Photo finish may elude Kentucky wedding photographer
Appeals court questions plaintiff’s standing to sue over public accommodations ordinance
What could have been a slam dunk for a Louisville, Ky., wedding photographer’s federal appeal was sidetracked Thursday by a last-minute play by attorneys for the local government.
Chelsey Nelson sued the Louisville Metro government in November 2019 over a public accommodations ordinance she contended would require her to photograph and create blogs for same-sex weddings. She believes marriage is designed only for one man and one woman and the city’s law would have compelled her to speak messages that violated her religious convictions. In August 2020, a U.S. District Court judge agreed with Nelson, barring Louisville from enforcing the law against her. The city appealed.
On Thursday, on the eve of Friday morning arguments before a federal appeals court, Louisville Metro attorneys filed a motion asking to send the case back to a lower court. They argued that the Christian wedding photographer’s move to Florida removed her standing to sue the government over its potential enforcement of the law.

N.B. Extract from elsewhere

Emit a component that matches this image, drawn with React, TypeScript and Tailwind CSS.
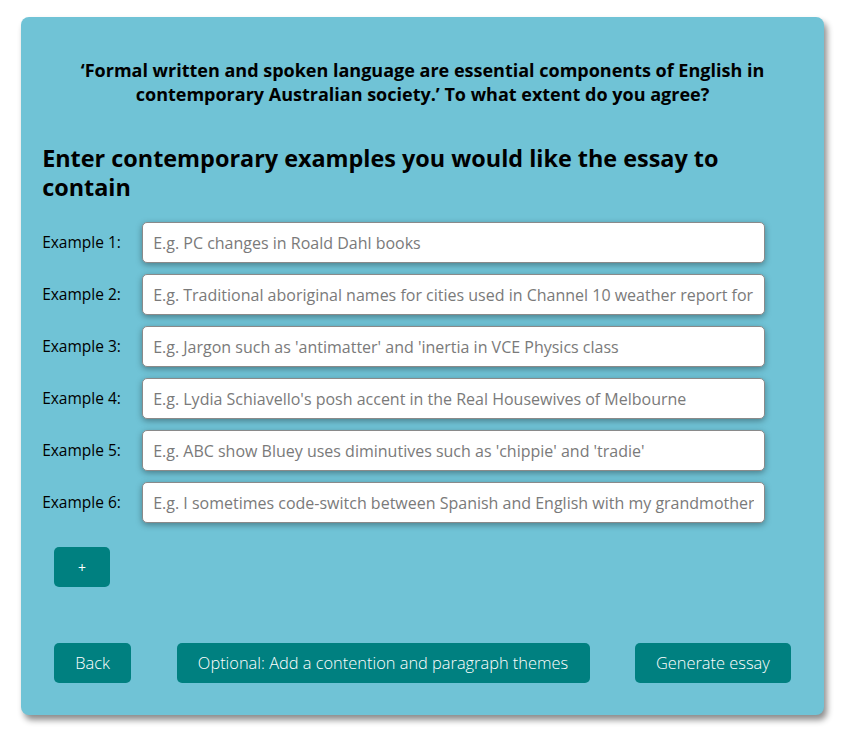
import { useState } from "react";

const placeholders = [
  "E.g. PC changes in Roald Dahl books",
  "E.g. Traditional aboriginal names for cities used in Channel 10 weather report for NSW",
  "E.g. Jargon such as 'antimatter' and 'inertia in VCE Physics class",
  "E.g. Lydia Schiavello's posh accent in the Real Housewives of Melbourne",
  "E.g. ABC show Bluey uses diminutives such as 'chippie' and 'tradie'",
  "E.g. I sometimes code-switch between Spanish and English with my grandmother",
];

export default function App() {
  const [values, setValues] = useState<string[]>(placeholders.map(() => ""));

  return (
    <div className="min-h-[736px] bg-white pt-[17px] font-['Open_Sans',sans-serif] text-black">
      <div className="mx-auto w-[95%] rounded-lg bg-[#70c3d6] px-[21px] pb-[20px] pt-[41px] shadow-[3px_5px_6px_rgba(0,0,0,0.45)]">
        <h2 className="mx-auto max-w-[720px] text-center text-[18px] font-bold leading-[24px]">
          ‘Formal written and spoken language are essential components of English in contemporary
          Australian society.’ To what extent do you agree?
        </h2>

        <h1 className="mt-[38px] text-[23.4px] font-bold leading-[29px]">
          Enter contemporary examples you would like the essay to contain
        </h1>

        <div className="mt-[20px] flex flex-col gap-[11px]">
          {values.map((v, i) => (
            <div key={i} className="flex items-center">
              <label className="w-[100px] shrink-0 text-[15.5px]">Example {i + 1}:</label>
              <input
                value={v}
                onChange={(e) => {
                  const next = [...values];
                  next[i] = e.target.value;
                  setValues(next);
                }}
                placeholder={placeholders[i]}
                className="h-[41px] w-[623px] rounded-[5px] border border-[#8a8a8a] bg-white px-[10px] text-[16px] text-black shadow-[0_2px_6px_rgba(0,0,0,0.35)] outline-none placeholder:text-[#7a7a7a]"
              />
            </div>
          ))}
        </div>

        <div className="mt-[12px]">
          <button
            type="button"
            className="m-3 h-[40px] w-[56px] rounded-[5px] bg-[#008080] text-[14px] text-white"
          >
            +
          </button>
        </div>

        <div className="mt-[32px] flex justify-between">
          <button type="button" className="m-3 h-[40px] w-[77px] rounded-[5px] bg-[#008080] text-[16.4px] font-light text-white">
            Back
          </button>
          <button type="button" className="m-3 h-[40px] w-[413px] rounded-[5px] bg-[#008080] text-[16.4px] font-light text-white">
            Optional: Add a contention and paragraph themes
          </button>
          <button type="button" className="m-3 h-[40px] w-[156px] rounded-[5px] bg-[#008080] text-[16.4px] font-light text-white">
            Generate essay
          </button>
        </div>
      </div>
    </div>
  );
}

The case appears nearly identical to facts in the Supreme Court’s recent ruling in 303 Creative LLC v. Elenis, where the high court upheld the right of Colorado website designer Lorie Smith not to create websites for same-sex weddings. The appeals court is the first court to address the effect of the June 30 ruling in 303 Creative on similar cases, many of which were put on hold by courts waiting to see the Supreme Court’s guidance.
Three judges on a panel of the 6th U.S. Circuit Court of Appeals grilled attorneys on the effects of the Florida move. Yet in an interview after the hearing, Jonathan Scruggs, the Alliance Defending Freedom attorney who argued on Nelson’s behalf, was nonplussed. He admitted the contention about the move “slanted the argument, but to the extent that the argument was about how this was different than 303 [Creative] … it seems identical,” he said. Scruggs elaborated on his arguments in a pre-hearing supplemental brief filed July 13.
Judges wrestled with whether the case should be sent back to the District Court for fact-finding due to the move. Circuit Judge Jane Branstetter Stranch seemed stuck on whether there was a credible threat of enforcement against Nelson given her relocation to Florida and lack of any enforcement action against her.
“I’m just struggling with the facts that already exist in this case,” said Stranch. “Ms. Nelson has received nothing—no enforcement notes, no challenge to what she’s done, no stating of an intention to take action against her.”
Scruggs argued that his client did not need to prove actual enforcement action against comparable activity in order to have standing to sue. He referenced circuit court precedent allowing a case to proceed even when there had been no prior enforcement action. “What’s key is not standing doppelgangers but credible threats,” argued Scruggs, pointing to the city’s refusal to disavow any intention to pursue enforcement against his client.
Scruggs said the court will likely give Nelson until at least mid to late August to respond to the motion filed by Louisville Metro asking the appeals court to send the case back to the District Court. Afterward, the appeals court could deny the motion and rule in his client’s favor or send the case back to the District Court for further fact-finding.
“Photographs have been held to be protected speech in the 6th Circuit and other courts, so we are just hopeful that the 6th Circuit will rule in Ms. Nelson’s favor,” Scruggs said.